My fingers are now crossed.
- Reviewed by customer ID: A296VPC2WT0JQ5
Where's My Award For Finishing This? 03 November, 2008 Chabon's language winds and wends in so many different directions; I found it both beautiful and headache-inducing. The novel is about two unlikely friends - Amram, the giant African, and Zelikman, the scarecrow from Francia. They are, indeed, "gentlemen of the road," going where the wind and fortune take them. Early in the book they get caught up in the affairs of an embattled royal bent on revenge and reclamation of the family throne. The storyline is peppered with a high body count (though none of it is grisly) and plenty of clever revelations to make the story interesting. I found the two main characters charming and complex, though the dense writing style still kept them at arm's length from me.
I felt like I earned something while reading this book - it really was that difficult for me to process (and it's only 196 pages!). I can't put my finger on what made it so hard, or why I enjoyed it so much. I read the author's afterword, and even in a more conversational tone, I found Chabon diffult to "follow." My husband read and enjoyed his young adult novel Summerland, and his Pulitzer Prize winning The Amazing Adventures of Kavalier and Clay has been recommended to be by many people. Even though I often felt confused in the maze of this book's language, I know I'll eventually give Chabon another try.
- Reviewed by customer ID: AHVXFU25YRSMV
Chabon Elevates Genre Fiction 27 October, 2008 Michael Chabon is the undisputed master of rasing genre novels into (or nearly into) the realm of literature. "Gentlemen of the Road" was originally produced as a serialized adventure, published incrementally by the New York Times Sunday Magazine.
It shows.
But as always, Chabon makes a convincing argument that we should overlook what we would normally think of as a failing. The adventures of a pair of Jewish con-men/mercenaries in 10th-century Khazaria feels like a very good mini-series on a channel like A&E or The BBC. Rousing action, battles and barfights, love and deceptions, politics and revolution packaged intelligently with quality actors and wrapped in Chabon's wonderful prose. While the chapters are at times disjointed, "Gentlemen of the Road" makes for an entertaining whole.
The depth and seriousness of "Kavalier & Clay" and "The Yiddish Policemen's Union" is replaced with swashbuckling heroes and the dust and mist of history, allowing the reader to relax and enjoy following Zelikman and Amram, a classic pair of bickering opposites, in their trip across an ancient and little known landscape.
- Reviewed by customer ID: A13VWZFCTJQLHK
Chabon Lite 16 September, 2008 More in the vein of Chabon's Summerland than his more serious work, Gentlemen of the Road is, withall, a delightful read.
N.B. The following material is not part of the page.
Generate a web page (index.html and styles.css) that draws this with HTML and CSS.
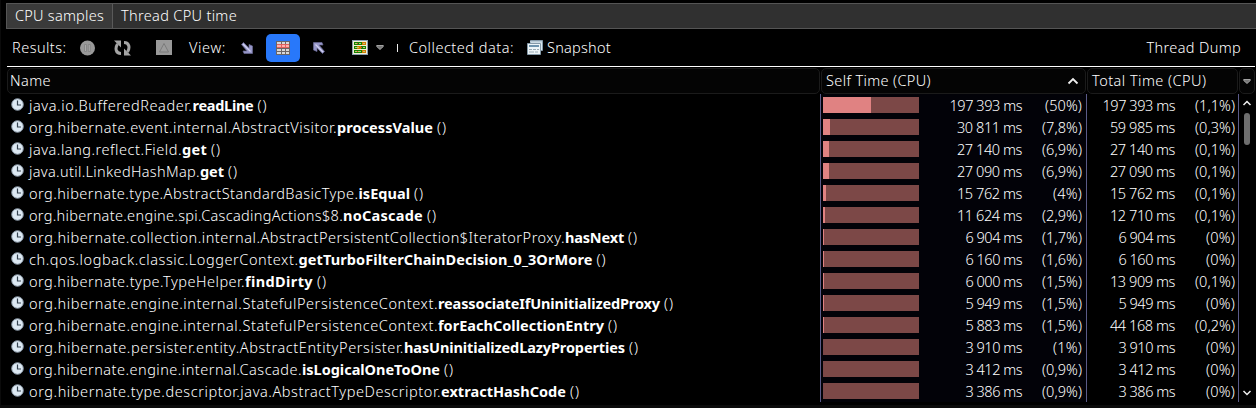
FILE: index.html
```html
<!DOCTYPE html>
<html lang="en">
<head>
<meta charset="utf-8">
<title>CPU samples</title>
<link rel="stylesheet" href="styles.css">
</head>
<body>
<div class="window">
  <nav class="tabs">
    <div class="tab active"><span data-w="89">CPU samples</span></div>
    <div class="tab"><span data-w="116">Thread CPU time</span></div>
  </nav>
  <div class="toolbar">
    <span class="results" data-w="54.500">Results:</span>
    <svg class="pause" width="16" height="16"><circle cx="7.500" cy="8" r="7.500" fill="#999"/><path d="M4.500 4.500h2v7h-2zM8.300 4.500h2v7h-2z" fill="#aaa" stroke="#808080" stroke-width=".8"/></svg>
    <svg class="refresh" width="17" height="16" fill="none" stroke="#a5a5a5" stroke-width="3"><path d="M7 13.500C1.500 13.500 1 8 3.500 4M10 2.500C15.500 2.500 16 8 13.500 12"/><path d="M0 .5h7v7zM17 15.500h-7v-7z" fill="#a5a5a5" stroke="none"/></svg>
    <svg class="delta" width="16" height="15"><path d="M0 0h16v15H0z" fill="#999"/><path d="M8 3.500L12.500 12h-9z" fill="#9c9c9c" stroke="#7b7b7b"/></svg>
    <span class="view" data-w="37">View:</span>
    <svg class="down" width="12" height="12"><path d="M.5 2.500L2.500.5L8 6V2.500L11.500 4V11.500H3L2 9H6z" fill="#9696c8" stroke="#6a6a94" stroke-width=".7"/><path d="M2 2L9.500 9.500" stroke="#d0d0ef" stroke-width="1.300"/></svg>
    <div class="toggle"><svg width="14" height="14" shape-rendering="crispEdges"><path d="M0 0h14v14H0z" fill="#6b6565"/><path d="M1 1h4v2H1zM6 1h3v2H6zM10 1h3v2h-3zM1 8h4v2H1zM6 8h3v2H6zM10 8h3v2h-3zM1 11h4v2H1zM6 11h3v2H6zM10 11h3v2h-3z" fill="#d8d8d8"/><path d="M1 3h12v4H1z" fill="#e0605c"/><path d="M1 4h4v2H1zM6 4h3v2H6zM10 4h3v2h-3z" fill="#ffb0aa"/></svg></div>
    <svg class="up" width="12" height="12"><path d="M11.500 9.500L9.500 11.500L4 6V9.500L.5 8V.5H9L10 3H6z" fill="#9696c8" stroke="#6a6a94" stroke-width=".7"/><path d="M10 10L2.500 2.500" stroke="#d0d0ef" stroke-width="1.300"/></svg>
    <svg class="threads" width="16" height="15" shape-rendering="crispEdges"><path d="M0 0h16v15H0z" fill="#8ba0b0"/><path d="M1 1h14v13H1z" fill="#f4efd5"/><path d="M2 2h12v3H2zM2 6h12v3H2zM2 10h12v3H2z" fill="#168000"/><path d="M10 2h4v3h-4zM5 6h4v3H5zM10 10h4v3h-4z" fill="#d57a00"/><path d="M3 3h2v1H3zM7 3h2v1H7zM11 3h2v1h-2zM3 7h4v1H3zM11 7h2v1h-2zM3 11h2v1H3zM6 11h3v1H6zM11 11h2v1h-2z" fill="#b5d36e"/><path d="M5 3h1v1H5zM9 7h1v1H9zM5 11h1v1H5z" fill="#e33"/></svg>
    <svg class="caret" width="8" height="5"><path d="M.7 .5h6.600v1L4 4.500.7 1.500z" fill="#777" stroke="#bbb" stroke-width=".8"/></svg>
    <i class="sep"></i>
    <span class="collected" data-w="105">Collected data:</span>
    <svg class="snap" width="16" height="15"><path d="M3.500.5h12v10h-12z" fill="#dce9f0" stroke="#8499a8"/><path d="M3 1h12v1.500H3z" fill="#b9cbd7"/><path d="M.5 3.500h13v11H.5z" fill="#edf5f8" stroke="#8499a8"/><path d="M2 5h10v2H2z" fill="#6e94ae"/><path d="M2 9.500h3m1 0h3m1 0h2M2 12h5m1 0h3" stroke="#9aabb5"/></svg>
    <span class="snapshot" data-w="64">Snapshot</span>
    <span class="dump" data-w="94.500">Thread Dump</span>
  </div>
  <div class="table">
    <header class="head">
      <div class="th"><span data-w="41">Name</span></div>
      <div class="th"><span data-w="105">Self Time (CPU)</span><svg width="12" height="8"><path d="M1.500 6.500L6 2l4.500 4.500" fill="none" stroke="#eee" stroke-width="1.800"/></svg></div>
      <div class="th"><span data-w="114.500">Total Time (CPU)</span></div>
      <div class="th menu"><svg width="8" height="5"><path d="M.7 .5h6.600v1L4 4.500.7 1.500z" fill="#777" stroke="#bbb" stroke-width=".8"/></svg></div>
    </header>
    <div class="content">
      <div class="rows" id="rows"></div>
      <div class="scroll">
        <svg width="10" height="6"><path d="M1.500 5L5 1.500 8.500 5" fill="none" stroke="#eee" stroke-width="1.500"/></svg>
        <i class="thumb"></i>
        <svg class="last" width="10" height="6"><path d="M1.500 1L5 4.500 8.500 1" fill="none" stroke="#eee" stroke-width="1.500"/></svg>
      </div>
    </div>
  </div>
  <div class="edge"></div>
</div>
<script src="app.js"></script>
</body>
</html>
```
FILE: styles.css
```css
* { box-sizing: border-box; }
body { margin: 0; background: #000; overflow: hidden; }
.window {
  width: 1256px; height: 408px; padding: 3px 0 0 5px;
  display: flex; flex-direction: column;
  border-left: 1px solid #0b0b0b;
  font: 300 14.5px/22px "Noto Sans", sans-serif; color: #fff;
}
svg { display: block; flex: none; }
span { display: block; flex: none; white-space: pre; }
.tabs { display: flex; flex: none; height: 26px; background: #303030; border: 1px solid #555; border-right: 0; }
.tab { display: flex; padding: 0 8px; }
.tab.active { width: 106px; background: #3a3a3a; border-right: 1px solid #5a5a5a; }
.toolbar { display: flex; flex: none; align-items: center; height: 37px; padding: 0 15px 0 6px; }
.toolbar span { padding-bottom: 2px; }
.pause { margin-left: 13.5px; }
.refresh { margin-left: 18px; }
.delta { margin-left: 25px; }
.view { margin-left: 17px; }
.down { margin-left: 15px; }
.toggle { display: flex; align-items: center; justify-content: center; width: 34px; height: 28px; margin-left: 13px; border-radius: 5px; background: #2878fa; }
.up { margin-left: 13px; }
.threads { margin-left: 27px; }
.caret { margin-left: 8px; }
.sep { width: 1px; height: 8px; margin-left: 13px; background: #eee; }
.collected { margin-left: 11px; }
.snap { margin-left: 13px; }
.snapshot { margin-left: 4px; }
.dump { margin-left: auto; }
.table { flex: none; width: 1248px; margin-left: 1px; border-top: 1px solid #fff; padding-top: 1px; }
.head { display: grid; grid-template-columns: 813px 265px 151px 16px; column-gap: 1px; height: 26px; }
.th { display: flex; justify-content: space-between; align-items: center; padding: 0 6px 0 4px; border: 1px solid #1b1b1b; border-radius: 5px; background: #040404; }
.th span { padding-bottom: 2px; }
.th:first-child { padding-left: 2px; }
.th.menu { padding: 0; justify-content: center; }
.content { display: flex; height: 308px; overflow: hidden; }
.rows { width: 1232px; }
.row { display: grid; grid-template-columns: 813px 266px 153px; height: 22px; }
.name { display: flex; padding-left: 4px; }
.clock { margin: 4px 5px 0 0; }
.name b { display: block; flex: none; font-weight: 700; }
.args { margin-left: 4px; }
.cell { display: flex; justify-content: flex-end; border-left: 1px solid #5b5b88; padding-right: 4px; }
.self { background: #020208; }
.total { border-right: 1px solid #5b5b88; padding-right: 3px; }
.bar { width: 96px; height: 16px; margin: 3px auto 0 2px; background: #7c4847; }
.fill { height: 16px; background: #e08282; }
.pct { display: flex; justify-content: flex-end; width: 60px; }
.scroll { display: flex; flex-direction: column; align-items: center; width: 16px; height: 308px; padding: 6px 0 6px; }
.thumb { width: 6px; height: 32px; margin-top: 7px; border-radius: 3px; background: #6e6e6e; }
.last { margin-top: auto; }
.edge { height: 3px; margin: auto 0 0 -5px; background: #0b0b0b; }
```
FILE: app.js
```js
// [package and class, method, class width, method width, self ms, self %, total ms, total %, bar width]
const data = [
  ['java.io.BufferedReader.', 'readLine', 163.5, 61, '197 393', '50', '197 393', '1,1', 48],
  ['org.hibernate.event.internal.AbstractVisitor.', 'processValue', 308, 96, '30 811', '7,8', '59 985', '0,3', 7],
  ['java.lang.reflect.Field.', 'get', 153, 25, '27 140', '6,9', '27 140', '0,1', 6],
  ['java.util.LinkedHashMap.', 'get', 171, 24, '27 090', '6,9', '27 090', '0,1', 6],
  ['org.hibernate.type.AbstractStandardBasicType.', 'isEqual', 329.5, 51.5, '15 762', '4', '15 762', '0,1', 3],
  ['org.hibernate.engine.spi.CascadingActions$8.', 'noCascade', 314, 80, '11 624', '2,9', '12 710', '0,1', 2],
  ['org.hibernate.collection.internal.AbstractPersistentCollection$IteratorProxy.', 'hasNext', 536, 59, '6 904', '1,7', '6 904', '0', 1],
  ['ch.qos.logback.classic.LoggerContext.', 'getTurboFilterChainDecision_0_3OrMore', 269.5, 294, '6 160', '1,6', '6 160', '0', 1],
  ['org.hibernate.type.TypeHelper.', 'findDirty', 216, 68, '6 000', '1,5', '13 909', '0,1', 1],
  ['org.hibernate.engine.internal.StatefulPersistenceContext.', 'reassociateIfUninitializedProxy', 409, 222, '5 949', '1,5', '5 949', '0', 1],
  ['org.hibernate.engine.internal.StatefulPersistenceContext.', 'forEachCollectionEntry', 409, 166, '5 883', '1,5', '44 168', '0,2', 1],
  ['org.hibernate.persister.entity.AbstractEntityPersister.', 'hasUninitializedLazyProperties', 375, 221, '3 910', '1', '3 910', '0', 0],
  ['org.hibernate.engine.internal.Cascade.', 'isLogicalOneToOne', 273, 138, '3 412', '0,9', '3 412', '0', 0],
  ['org.hibernate.type.descriptor.java.AbstractTypeDescriptor.', 'extractHashCode', 412, 125, '3 386', '0,9', '3 386', '0', 0]
];
const clock = '<svg class="clock" width="13" height="13"><circle cx="6.500" cy="6.500" r="5.800" fill="#dde9f3" stroke="#8795a3" stroke-width="1"/><path d="M6.500 2.500V7h3.500" fill="none" stroke="#34424f" stroke-width="1.200"/></svg>';
const msWidth = { 5: 56.5, 6: 65, 7: 72.5 };
const pctWidth = { 1: 29, 2: 37, 3: 40 };
const time = (v, p) =>
  `<span data-w="${msWidth[v.length]}">${v} ms</span><div class="pct"><span data-w="${pctWidth[p.length]}">(${p}%)</span></div>`;
document.getElementById('rows').innerHTML = data.map(([cls, fn, cw, fw, self, sp, total, tp, bar]) =>
  `<div class="row"><div class="name">${clock}<span data-w="${cw}">${cls}</span><b data-w="${fw}">${fn}</b><span class="args" data-w="10">()</span></div>` +
  `<div class="cell self"><div class="bar"><div class="fill" style="width:${bar}px"></div></div>${time(self, sp)}</div>` +
  `<div class="cell total">${time(total, tp)}</div></div>`).join('');

document.querySelectorAll('[data-w]').forEach(el => {
  const w = parseFloat(el.dataset.w);
  el.style.letterSpacing = (w - el.getBoundingClientRect().width) / el.textContent.length + 'px';
});
```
- Reviewed by customer ID: AYKMP6WYQ7YYL
I Expected More. I Got Less 12 October, 2008 Going by the glowing reviews and recommendations, I thought I would be getting a breathtaking adventure that would keep me up at night as I just HAD to know what happened next. Hardly. While I will give kudos to author Chabon for setting his story in a part of the world we Westerners don't often get to read about, I would have liked to have gotten more involved in the setting. Learned more about the area, it's people and history. But because of the brevity of the book (more novella than novel) there wasn't time. Nor did I form any attachment to the cookie-cutout heroes Zelikman or Amram. My biggest complaint was it was SO predictable. I knew what twists and turns were coming. I knew what was going to happen before I turned the page. I was disappointed with the whole thing.